Saturday, April 9, 2016

91.

I spent last week in Neverland. If you fly over Lahore, you can find it near Sherpao Bridge, and it is populated by some of the people I love the most. My personal happy place is one full of joys and shadows, where I am eight and eighteen and twenty eight all at once, where I can hear the echoes of growingupsounds clearly when I pass the windows or cross the lawn to settle my son into the faithful green swing.

That swing is one where epiphanies frequently occur.

Swinging in it this time, toes grazing the clothes line, I didn't experience any wonderful ideas. Instead, I noted mundane details about the moment and the place: the brown patches in the grass, the fading paint of the building, the plates of half-eaten food my son had abandoned on a lawn chair. I caught myself before it was too late. Here I was, almost a true adult, breaking all the rules of Neverland, noticing things that don't matter, shouldn't matter; not awash in the beauty of swinging outside on a beautiful spring day, but thinking about goddamned dirty dishes. When did I get this new way of seeing and being? I like to pride myself on being someone who is pretty good at enjoying the moment, but this was a travesty.

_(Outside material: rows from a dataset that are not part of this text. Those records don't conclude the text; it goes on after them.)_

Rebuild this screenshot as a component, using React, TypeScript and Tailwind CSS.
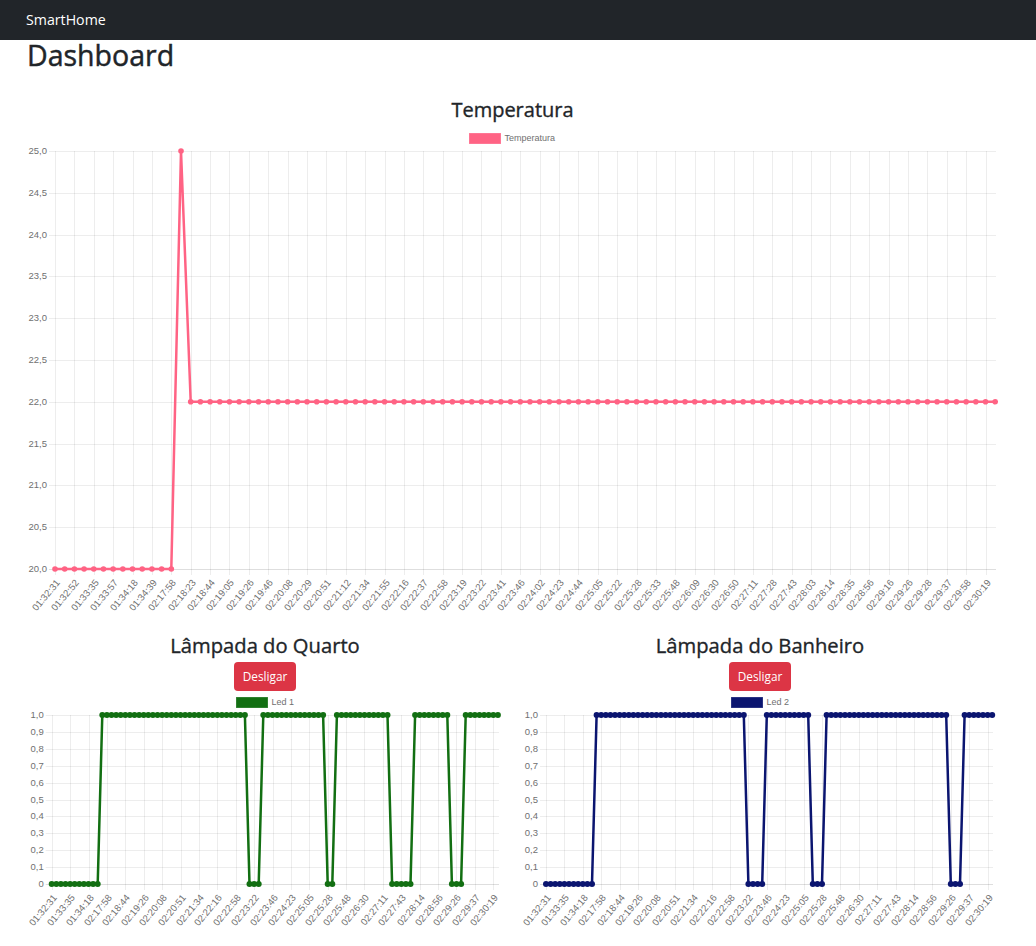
const topLabels = "01:32:31 01:32:52 01:33:35 01:33:57 01:34:18 01:34:39 02:17:58 02:18:23 02:18:44 02:19:05 02:19:26 02:19:46 02:20:08 02:20:29 02:20:51 02:21:12 02:21:34 02:21:55 02:22:16 02:22:37 02:22:58 02:23:19 02:23:22 02:23:41 02:23:46 02:24:02 02:24:23 02:24:44 02:25:05 02:25:22 02:25:28 02:25:33 02:25:48 02:26:09 02:26:30 02:26:50 02:27:11 02:27:28 02:27:43 02:28:03 02:28:14 02:28:35 02:28:56 02:29:16 02:29:26 02:29:28 02:29:37 02:29:58 02:30:19".split(" ");
const lampLabels = "01:32:31 01:33:35 01:34:18 02:17:58 02:18:44 02:19:26 02:20:08 02:20:51 02:21:34 02:22:16 02:22:58 02:23:22 02:23:46 02:24:23 02:25:05 02:25:28 02:25:48 02:26:30 02:27:11 02:27:43 02:28:14 02:28:56 02:29:26 02:29:37 02:30:19".split(" ");

const TOTAL = 98;

// indices where the lamp is off, the rest of the 98 readings are on
function lampData(off: [number, number][]) {
  return Array.from({ length: TOTAL }, (_, i) =>
    off.some(([a, b]) => i >= a && i <= b) ? 0 : 1
  );
}

const tempData = Array.from({ length: TOTAL }, (_, i) => (i <= 12 ? 20 : i === 13 ? 25 : 22));
const led1 = lampData([[0, 10], [43, 45], [60, 61], [74, 78], [87, 89]]);
const led2 = lampData([[0, 10], [44, 47], [58, 60], [88, 90]]);

interface ChartProps {
  // the viewBox uses page coordinates, so plot numbers read straight off the screenshot
  box: [number, number, number, number];
  left: number;
  right: number;
  top: number;
  bottom: number;
  xStep: number;
  data: number[];
  min: number;
  max: number;
  yLabels: string[];
  xLabels: string[];
  color: string;
  radius: number;
  tickW: number;
  legend: { label: string; boxX: number; boxY: number };
}

function LineChart({ box, left, right, top, bottom, xStep, data, min, max, yLabels, xLabels, color, radius, tickW, legend }: ChartProps) {
  const px = (i: number) => left + i * xStep;
  const py = (v: number) => bottom - ((v - min) / (max - min)) * (bottom - top);
  const gridStep = (bottom - top) / (yLabels.length - 1);
  const labelStep = (xStep * (data.length - 2)) / (xLabels.length - 1);
  const line = data.map((v, i) => `${px(i).toFixed(1)},${py(v).toFixed(1)}`).join(" ");

  return (
    <svg
      className="block"
      width={box[2]}
      height={box[3]}
      viewBox={box.join(" ")}
      fontFamily="'Liberation Sans', Arial, sans-serif"
    >
      <rect x={legend.boxX + 0.5} y={legend.boxY + 0.5} width={31} height={10} fill={color} stroke={color} strokeOpacity={0.75} />
      <text x={legend.boxX + 35.5} y={legend.boxY + 8} fontSize={9} fill="#707070">{legend.label}</text>

      {yLabels.map((t, i) => {
        const y = Math.round(top + i * gridStep) + 0.5;
        return (
          <g key={t}>
            <line x1={left - tickW} x2={right} y1={y} y2={y} stroke="#000" strokeOpacity={i === yLabels.length - 1 ? 0.13 : 0.07} />
            <text x={left - tickW - 2} y={y + 2} fontSize={9.5} fill="#707070" textAnchor="end">{t}</text>
          </g>
        );
      })}

      {xLabels.map((t, i) => {
        const x = Math.round(left + i * labelStep) + 0.5;
        return (
          <g key={t}>
            <line x1={x} x2={x} y1={top} y2={bottom + 6} stroke="#000" strokeOpacity={0.07} />
            <text
              transform={`translate(${x + 5} ${bottom + 14}) rotate(-50)`}
              fontSize={9.6}
              fill="#707070"
              textAnchor="end"
            >
              {t}
            </text>
          </g>
        );
      })}

      <polyline points={line} fill="none" stroke={color} strokeWidth={2.5} strokeLinejoin="round" />
      {data.map((v, i) => (
        <circle key={i} cx={px(i)} cy={py(v)} r={radius} fill={color} />
      ))}
    </svg>
  );
}

const lampY = ["1,0", "0,9", "0,8", "0,7", "0,6", "0,5", "0,4", "0,3", "0,2", "0,1", "0"];
const tempY = ["25,0", "24,5", "24,0", "23,5", "23,0", "22,5", "22,0", "21,5", "21,0", "20,5", "20,0"];

function Lamp({ title, children }: { title: string; children: React.ReactNode }) {
  return (
    <section className="flex flex-col items-center">
      <h2 className="mt-[2px] text-[20.2px] leading-[28px] text-[#212529] [-webkit-text-stroke:0.35px_#212529]">{title}</h2>
      <button type="button" className="mt-[3px] h-[29px] w-[62px] rounded-[4px] bg-[#dc3545] text-[11.8px] text-white">
        Desligar
      </button>
      {children}
    </section>
  );
}

export default function App() {
  return (
    <div className="h-[946px] overflow-hidden bg-white font-['Open_Sans','Noto_Sans',sans-serif]">
      <nav className="flex h-10 items-center bg-[#212529] px-[26px]">
        <span className="text-[14.2px] text-white">SmartHome</span>
      </nav>
      <main className="pl-[27px] pr-[38px]">
        <h1 className="h-[56px] -translate-y-px text-[28.5px] leading-[32px] text-[#212529] [-webkit-text-stroke:0.45px_#212529]">Dashboard</h1>
        <h2 className="text-center text-[20px] leading-[28px] text-[#212529] [-webkit-text-stroke:0.35px_#212529]">Temperatura</h2>
        <LineChart
          box={[27, 124, 971, 505]}
          left={55}
          right={996}
          top={151}
          bottom={569}
          xStep={9.693}
          data={tempData}
          min={20}
          max={25}
          yLabels={tempY}
          xLabels={topLabels}
          color="#ff6384"
          radius={2.8}
          tickW={6}
          legend={{ label: "Temperatura", boxX: 469, boxY: 133 }}
        />
        <div className="grid grid-cols-2 gap-x-[19px]">
          <Lamp title="Lâmpada do Quarto">
            <LineChart
              box={[27, 691, 476, 255]}
              left={51.7}
              right={499}
              top={715}
              bottom={884}
              xStep={4.6}
              data={led1}
              min={0}
              max={1}
              yLabels={lampY}
              xLabels={lampLabels}
              color="#126f12"
              radius={3}
              tickW={6}
              legend={{ label: "Led 1", boxX: 236, boxY: 697 }}
            />
          </Lamp>
          <Lamp title="Lâmpada do Banheiro">
            <LineChart
              box={[522, 691, 476, 255]}
              left={546}
              right={993}
              top={715}
              bottom={884}
              xStep={4.6}
              data={led2}
              min={0}
              max={1}
              yLabels={lampY}
              xLabels={lampLabels}
              color="#0b1570"
              radius={3}
              tickW={6}
              legend={{ label: "Led 2", boxX: 731, boxY: 697 }}
            />
          </Lamp>
        </div>
      </main>
    </div>
  );
}
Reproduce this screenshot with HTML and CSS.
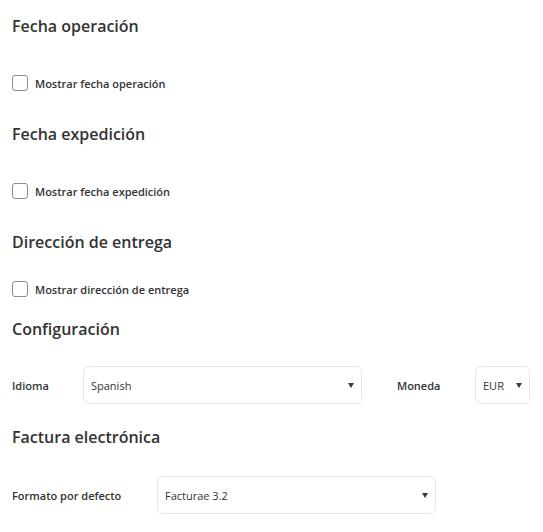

I distinctly remember the day the magic faded. We were eleven years old, converging for a summer of endless play, blissfully immune to the oppressive heat, making plans to make our game of ghar ghar last for two months at least. We went through the usual motions: assigned ourselves grownup names, careers and different corners of the lawn, collected knick knacks from the kitchen to decorate our houses, decided who would be the person responsible for starting the game by crowing like a rooster to signal it was pretend-morning. And then...nothing. We didn't know where to take the game from there. It usually happened organically, instantly, days stretching into weeks with our game constantly ongoing, except when we joined the adults for meals or trips to the zoo or Lahore Fort. Instead, this time we looked around the lawn and I, at least, saw only plastic bowls and other junk littering the grass, looking decidedly stupid. That was the last game of ghar ghar we ever tried. We ended up passing the summer quite happily with a couple of badminton rackets and bickering with the younger kids, unaware of what had just happened to us, unaware that the ache for our secure pretend-homes would settle into our souls fifteen years later, unaware that we would return to that lawn again and again to try and recreate, just for a moment, that total immersion in the feeling of endless possibility.

Because it is Neverland, the magic isn't dead for good, it is just out of reach, tantalizing us with the hope and promise that some things won't change, that the achey parts of us can be cast away long enough for us to be at home in ourselves. It still smells like champa, frying-sounds from the kitchen still crackle across the grass, the screen doors slam open and shut reassuringly often, the neighbours and their servants wave and their children use the swing set. When Nano dispenses life advice, this time, I listen. I even take notes. I don't call her my grumpy Nano and giggle at her stories; I say please, please won't you write a book so I never forget how wise you are? And she says "agh" and mumbles "you girls" and says she's not the writer in the family, but you can tell she is pleased. My son runs around the place like a small wild animal, stark naked, waving around the water pipe and shrieking, and I take comfort in the fact that he, at least, doesn't notice the abandoned dishes at all.